Ken Smith was born in Rudston, East Yorkshire, the son of an itinerant farm labourer. He worked in Britain and America as a teacher, freelance writer, barman, magazine editor, potato picker, BBC reader and creative writing fellow, and was writer-in-residence at Wormwood Scrubs prison in 1985-87. He received America’s highly prestigious Lannan Literary Award for Poetry in 1997, and a Cholmondeley Award in 1998.
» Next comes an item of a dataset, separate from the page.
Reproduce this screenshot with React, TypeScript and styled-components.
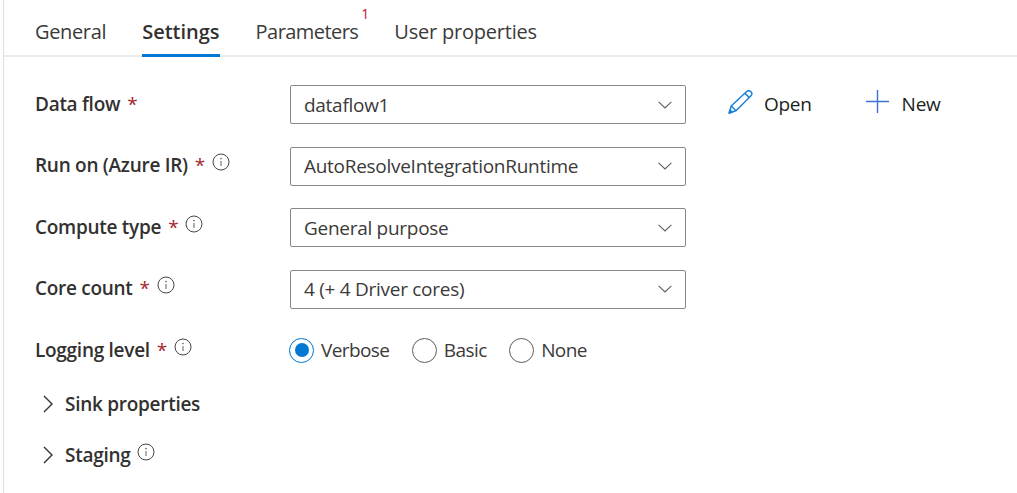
import React from "react";
import styled, { createGlobalStyle } from "styled-components";

const Global = createGlobalStyle`
  html, body { margin: 0; padding: 0; background: #fff; }
  body { font-family: "Open Sans", "Noto Sans", "Liberation Sans", sans-serif; }
`;

const Page = styled.div`
  width: 1014px;
  height: 493px;
  margin-left: 3px;
  box-sizing: border-box;
  overflow: hidden;
  border-left: 1px solid #e1dfdd;
  color: #323130;
`;

const TabBar = styled.div`
  display: flex;
  height: 57px;
  box-sizing: border-box;
  border-bottom: 2px solid #edebe9;
  padding-left: 31px;
  gap: 36px;
`;

const Tab = styled.div<{ $active?: boolean; $spacing?: number }>`
  position: relative;
  height: 57px;
  box-sizing: border-box;
  padding-top: 19px;
  font-size: 20px;
  line-height: 26px;
  letter-spacing: ${(p) => p.$spacing ?? -0.35}px;
  color: #3b3a39;
  font-weight: ${(p) => (p.$active ? 600 : 400)};
  ${(p) => p.$active && `color: #323130; border-bottom: 3px solid #0078d4;`}
`;

const Badge = styled.span`
  position: absolute;
  top: 6px;
  right: -11px;
  font-size: 14px;
  line-height: 16px;
  color: #c50f1f;
  letter-spacing: 0;
`;

const Form = styled.div`
  display: flex;
  flex-direction: column;
  padding: 28px 0 0 31px;
  gap: 22.67px;
`;

const Row = styled.div`
  display: flex;
  align-items: center;
  height: 39px;
`;

const Label = styled.div`
  width: 255px;
  flex: none;
  display: flex;
  align-items: center;
  font-size: 19px;
  line-height: 24px;
  font-weight: 600;
  letter-spacing: -0.28px;
  color: #323130;
  position: relative;
  top: -1px;
`;

const Star = styled.span`
  color: #a4262c;
  font-weight: 400;
  margin-left: 7px;
`;

const InfoIcon = styled.svg`
  width: 18px;
  height: 18px;
  margin-left: 7px;
  position: relative;
  top: -3px;
  flex: none;
`;

const Select = styled.div`
  width: 396px;
  height: 39px;
  box-sizing: border-box;
  border: 1px solid #8a8886;
  border-radius: 2px;
  display: flex;
  align-items: center;
  justify-content: space-between;
  padding: 0 13px;
  font-size: 19px;
  letter-spacing: -0.28px;
  color: #3b3a39;
`;

const Actions = styled.div`
  display: flex;
  align-items: center;
  margin: -2px 0 0 42px;
  gap: 54px;
`;

const Action = styled.div<{ $gap: number }>`
  display: flex;
  align-items: center;
  gap: ${(p) => p.$gap}px;
  font-size: 19px;
  letter-spacing: -0.28px;
  color: #201f1e;
  svg { margin-bottom: 4px; flex: none; }
`;

const Radios = styled.div`
  display: flex;
  align-items: center;
  gap: 22.5px;
  margin: -2px 0 0 -1px;
`;

const Radio = styled.div`
  display: flex;
  align-items: center;
  gap: 7px;
  font-size: 19px;
  letter-spacing: -0.6px;
  color: #3b3a39;
`;

const Circle = styled.span<{ $on?: boolean }>`
  width: 25px;
  height: 25px;
  box-sizing: border-box;
  border-radius: 50%;
  border: 1px solid ${(p) => (p.$on ? "#0078d4" : "#605e5c")};
  display: flex;
  align-items: center;
  justify-content: center;
  &::after {
    content: "";
    display: ${(p) => (p.$on ? "block" : "none")};
    width: 14px;
    height: 14px;
    border-radius: 50%;
    background: #0078d4;
  }
`;

const Sections = styled.div`
  display: flex;
  flex-direction: column;
  padding: 21px 0 0 39px;
  gap: 27px;
`;

const Section = styled.div`
  display: flex;
  align-items: center;
  height: 24px;
  font-size: 19px;
  line-height: 24px;
  font-weight: 600;
  letter-spacing: -0.28px;
  color: #323130;
`;

const SectionChevron = styled.svg`
  width: 10px;
  height: 18px;
  margin-right: 12px;
  flex: none;
`;

const Info = () => (
  <InfoIcon viewBox="0 0 18 18" fill="none">
    <circle cx="9" cy="9" r="8" stroke="#484644" strokeWidth="1" />
    <circle cx="9" cy="5.6" r="0.8" fill="#605e5c" />
    <path d="M9 8V13" stroke="#605e5c" strokeWidth="1" />
  </InfoIcon>
);

const Pencil = () => (
  <svg width="25" height="24" viewBox="0 0 25 24" fill="none" stroke="#1a80d8" strokeWidth="1.5" strokeLinejoin="round">
    <path d="M1.2 23 L3.2 16 L18.4 1.8 C19.9 0.5 21.9 0.6 23 1.8 C24.2 3.1 24 4.8 22.8 6 L8 20.8 Z" />
    <path d="M17 3.4 L21.4 7.6" />
    <path d="M3.2 16 L8 20.8" />
    <path d="M1.2 23 L2 20 L4.4 22 Z" fill="#1a80d8" />
  </svg>
);

const PlusIcon = () => (
  <svg width="23" height="23" viewBox="0 0 23 23" fill="none" stroke="#3f6fd1" strokeWidth="1.4">
    <path d="M11.5 0V23M0 11.5H23" />
  </svg>
);

const DropChevron = () => (
  <svg width="14" height="8" viewBox="0 0 14 8" fill="none" stroke="#605e5c" strokeWidth="1.1">
    <path d="M0.6 0.8L7 7L13.4 0.8" />
  </svg>
);

const RightChevron = () => (
  <SectionChevron viewBox="0 0 10 18" fill="none" stroke="#323130" strokeWidth="1.4">
    <path d="M1 1L9 9L1 17" />
  </SectionChevron>
);

const fields = [
  { label: "Run on (Azure IR)", value: "AutoResolveIntegrationRuntime" },
  { label: "Compute type", value: "General purpose" },
  { label: "Core count", value: "4 (+ 4 Driver cores)" },
];

const Field = ({ value }: { value: string }) => (
  <Select>
    <span>{value}</span>
    <DropChevron />
  </Select>
);

export default function App() {
  return (
    <Page>
      <Global />
      <TabBar>
        <Tab>General</Tab>
        <Tab $active $spacing={0}>Settings</Tab>
        <Tab $spacing={-0.55}>
          Parameters<Badge>1</Badge>
        </Tab>
        <Tab $spacing={-0.22}>User properties</Tab>
      </TabBar>
      <Form>
        <Row>
          <Label>
            Data flow<Star>*</Star>
          </Label>
          <Field value="dataflow1" />
          <Actions>
            <Action $gap={11}>
              <Pencil />
              Open
            </Action>
            <Action $gap={13}>
              <PlusIcon />
              New
            </Action>
          </Actions>
        </Row>
        {fields.map((f) => (
          <Row key={f.label}>
            <Label>
              {f.label}
              <Star>*</Star>
              <Info />
            </Label>
            <Field value={f.value} />
          </Row>
        ))}
        <Row>
          <Label>
            Logging level<Star>*</Star>
            <Info />
          </Label>
          <Radios>
            <Radio>
              <Circle $on />
              Verbose
            </Radio>
            <Radio>
              <Circle />
              Basic
            </Radio>
            <Radio>
              <Circle />
              None
            </Radio>
          </Radios>
        </Row>
      </Form>
      <Sections>
        <Section>
          <RightChevron />
          Sink properties
        </Section>
        <Section>
          <RightChevron />
          Staging
          <Info />
        </Section>
      </Sections>
    </Page>
  );
}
Ken Smith was the first poet to be published by Bloodaxe, with his pamphlet Tristan Crazy in 1978. The Poet Reclining: Selected Poems 1962-1980 (Bloodaxe, 1982; reissued 1989) covers the first half of his writing career. Four of his collections, Terra (1986), Wormwood (1987), The heart, the border (1990) and Tender to the Queen of Spain (1993), were Poetry Book Society Recommendations. His last separate collection, Wild Root (1998), a Poetry Book Society Choice, was shortlisted for the T. S. Eliot Prize. All these collections are included in his second Bloodaxe compilation, Shed: Poems 1980-2001 (2002). He edited Klaonica: poems for Bosnia (Bloodaxe Books, 1993) with Judi Benson, and with Matthew Sweeney co-edited Beyond Bedlam (Anvil Press Poetry, 1997), a book of poems by mentally ill people.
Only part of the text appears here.